## begin Raw data
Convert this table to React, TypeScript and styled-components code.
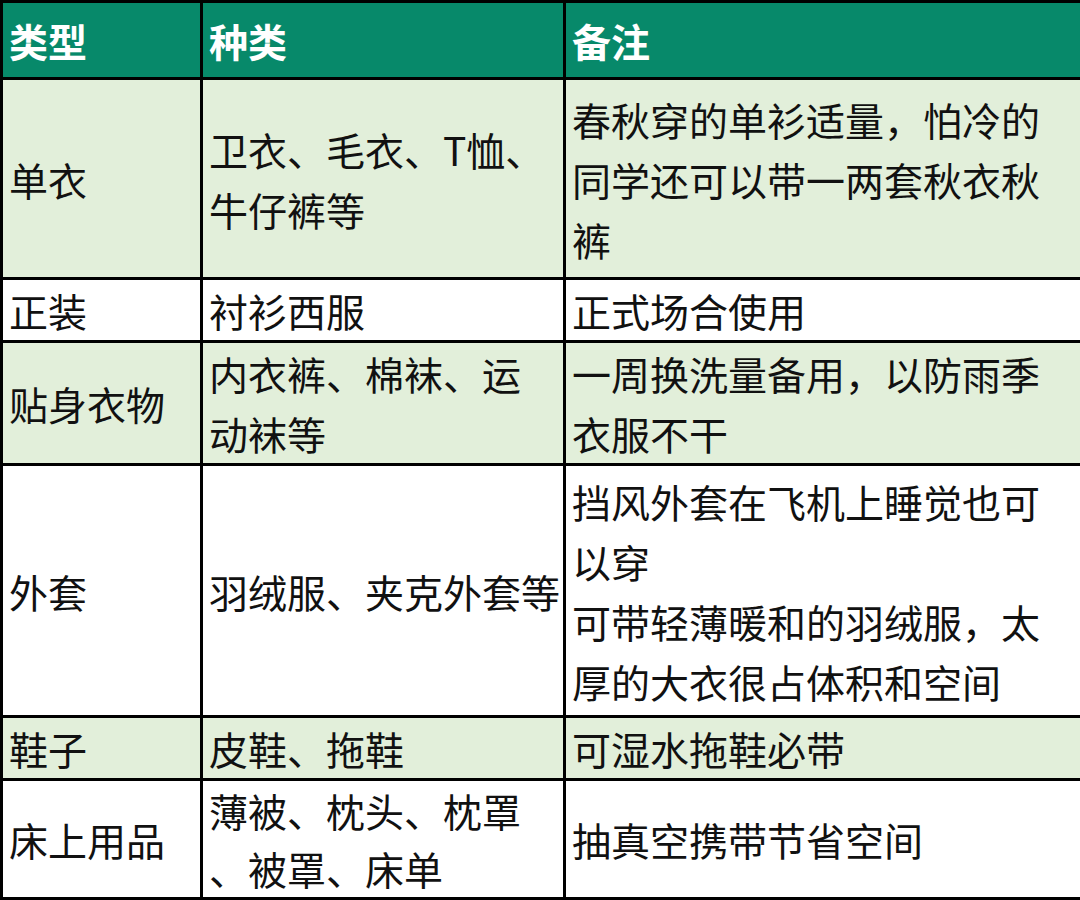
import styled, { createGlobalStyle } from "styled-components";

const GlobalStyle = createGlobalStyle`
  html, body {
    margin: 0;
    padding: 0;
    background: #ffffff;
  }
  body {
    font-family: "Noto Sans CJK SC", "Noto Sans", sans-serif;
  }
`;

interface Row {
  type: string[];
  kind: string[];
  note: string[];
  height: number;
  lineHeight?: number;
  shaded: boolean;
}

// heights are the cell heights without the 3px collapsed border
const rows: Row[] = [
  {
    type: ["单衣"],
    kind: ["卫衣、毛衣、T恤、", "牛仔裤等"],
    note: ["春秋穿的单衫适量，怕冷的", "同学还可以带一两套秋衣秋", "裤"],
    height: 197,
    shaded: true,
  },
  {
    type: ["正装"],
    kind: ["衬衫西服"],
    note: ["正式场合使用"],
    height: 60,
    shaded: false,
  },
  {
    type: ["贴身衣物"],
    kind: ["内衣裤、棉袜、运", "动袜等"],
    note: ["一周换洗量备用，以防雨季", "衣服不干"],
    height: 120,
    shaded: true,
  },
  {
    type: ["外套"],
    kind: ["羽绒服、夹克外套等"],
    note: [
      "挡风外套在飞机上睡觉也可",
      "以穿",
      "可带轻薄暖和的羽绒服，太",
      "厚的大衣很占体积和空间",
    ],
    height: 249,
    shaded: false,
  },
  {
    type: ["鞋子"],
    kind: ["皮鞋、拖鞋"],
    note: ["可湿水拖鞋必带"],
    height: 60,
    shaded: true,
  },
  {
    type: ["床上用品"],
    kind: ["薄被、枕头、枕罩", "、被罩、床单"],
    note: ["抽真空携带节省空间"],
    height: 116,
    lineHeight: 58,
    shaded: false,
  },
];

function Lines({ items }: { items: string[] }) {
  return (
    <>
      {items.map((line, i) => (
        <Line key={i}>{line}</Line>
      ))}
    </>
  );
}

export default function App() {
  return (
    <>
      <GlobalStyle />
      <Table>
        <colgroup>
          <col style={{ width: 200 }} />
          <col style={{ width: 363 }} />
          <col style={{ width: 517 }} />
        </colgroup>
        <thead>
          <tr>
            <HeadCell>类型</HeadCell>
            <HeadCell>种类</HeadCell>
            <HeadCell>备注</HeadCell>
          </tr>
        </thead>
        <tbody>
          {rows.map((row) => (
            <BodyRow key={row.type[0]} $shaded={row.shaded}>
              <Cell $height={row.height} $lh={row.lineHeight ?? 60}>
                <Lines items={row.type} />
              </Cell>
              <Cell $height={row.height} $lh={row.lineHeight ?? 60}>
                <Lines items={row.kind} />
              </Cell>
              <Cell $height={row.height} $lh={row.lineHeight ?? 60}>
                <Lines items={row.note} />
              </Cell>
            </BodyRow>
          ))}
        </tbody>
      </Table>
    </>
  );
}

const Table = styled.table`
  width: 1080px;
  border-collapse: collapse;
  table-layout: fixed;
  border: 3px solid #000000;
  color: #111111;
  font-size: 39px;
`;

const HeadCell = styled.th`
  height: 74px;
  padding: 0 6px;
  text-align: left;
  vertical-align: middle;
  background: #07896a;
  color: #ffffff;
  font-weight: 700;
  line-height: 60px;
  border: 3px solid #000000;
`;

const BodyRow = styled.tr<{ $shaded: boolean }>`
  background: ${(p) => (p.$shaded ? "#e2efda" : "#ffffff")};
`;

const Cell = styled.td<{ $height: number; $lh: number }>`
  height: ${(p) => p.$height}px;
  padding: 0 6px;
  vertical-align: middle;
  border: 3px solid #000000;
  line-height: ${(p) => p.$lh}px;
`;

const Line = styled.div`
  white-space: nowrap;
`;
## end Raw data
== Exercise ==
Repeat the listing in full and exactly. Do not include any images.

== Task result ==
Convert this table to React, TypeScript and styled-components code.
import styled, { createGlobalStyle } from "styled-components";

const GlobalStyle = createGlobalStyle`
  html, body {
    margin: 0;
    padding: 0;
    background: #ffffff;
  }
  body {
    font-family: "Noto Sans CJK SC", "Noto Sans", sans-serif;
  }
`;

interface Row {
  type: string[];
  kind: string[];
  note: string[];
  height: number;
  lineHeight?: number;
  shaded: boolean;
}

// heights are the cell heights without the 3px collapsed border
const rows: Row[] = [
  {
    type: ["单衣"],
    kind: ["卫衣、毛衣、T恤、", "牛仔裤等"],
    note: ["春秋穿的单衫适量，怕冷的", "同学还可以带一两套秋衣秋", "裤"],
    height: 197,
    shaded: true,
  },
  {
    type: ["正装"],
    kind: ["衬衫西服"],
    note: ["正式场合使用"],
    height: 60,
    shaded: false,
  },
  {
    type: ["贴身衣物"],
    kind: ["内衣裤、棉袜、运", "动袜等"],
    note: ["一周换洗量备用，以防雨季", "衣服不干"],
    height: 120,
    shaded: true,
  },
  {
    type: ["外套"],
    kind: ["羽绒服、夹克外套等"],
    note: [
      "挡风外套在飞机上睡觉也可",
      "以穿",
      "可带轻薄暖和的羽绒服，太",
      "厚的大衣很占体积和空间",
    ],
    height: 249,
    shaded: false,
  },
  {
    type: ["鞋子"],
    kind: ["皮鞋、拖鞋"],
    note: ["可湿水拖鞋必带"],
    height: 60,
    shaded: true,
  },
  {
    type: ["床上用品"],
    kind: ["薄被、枕头、枕罩", "、被罩、床单"],
    note: ["抽真空携带节省空间"],
    height: 116,
    lineHeight: 58,
    shaded: false,
  },
];

function Lines({ items }: { items: string[] }) {
  return (
    <>
      {items.map((line, i) => (
        <Line key={i}>{line}</Line>
      ))}
    </>
  );
}

export default function App() {
  return (
    <>
      <GlobalStyle />
      <Table>
        <colgroup>
          <col style={{ width: 200 }} />
          <col style={{ width: 363 }} />
          <col style={{ width: 517 }} />
        </colgroup>
        <thead>
          <tr>
            <HeadCell>类型</HeadCell>
            <HeadCell>种类</HeadCell>
            <HeadCell>备注</HeadCell>
          </tr>
        </thead>
        <tbody>
          {rows.map((row) => (
            <BodyRow key={row.type[0]} $shaded={row.shaded}>
              <Cell $height={row.height} $lh={row.lineHeight ?? 60}>
                <Lines items={row.type} />
              </Cell>
              <Cell $height={row.height} $lh={row.lineHeight ?? 60}>
                <Lines items={row.kind} />
              </Cell>
              <Cell $height={row.height} $lh={row.lineHeight ?? 60}>
                <Lines items={row.note} />
              </Cell>
            </BodyRow>
          ))}
        </tbody>
      </Table>
    </>
  );
}

const Table = styled.table`
  width: 1080px;
  border-collapse: collapse;
  table-layout: fixed;
  border: 3px solid #000000;
  color: #111111;
  font-size: 39px;
`;

const HeadCell = styled.th`
  height: 74px;
  padding: 0 6px;
  text-align: left;
  vertical-align: middle;
  background: #07896a;
  color: #ffffff;
  font-weight: 700;
  line-height: 60px;
  border: 3px solid #000000;
`;

const BodyRow = styled.tr<{ $shaded: boolean }>`
  background: ${(p) => (p.$shaded ? "#e2efda" : "#ffffff")};
`;

const Cell = styled.td<{ $height: number; $lh: number }>`
  height: ${(p) => p.$height}px;
  padding: 0 6px;
  vertical-align: middle;
  border: 3px solid #000000;
  line-height: ${(p) => p.$lh}px;
`;

const Line = styled.div`
  white-space: nowrap;
`;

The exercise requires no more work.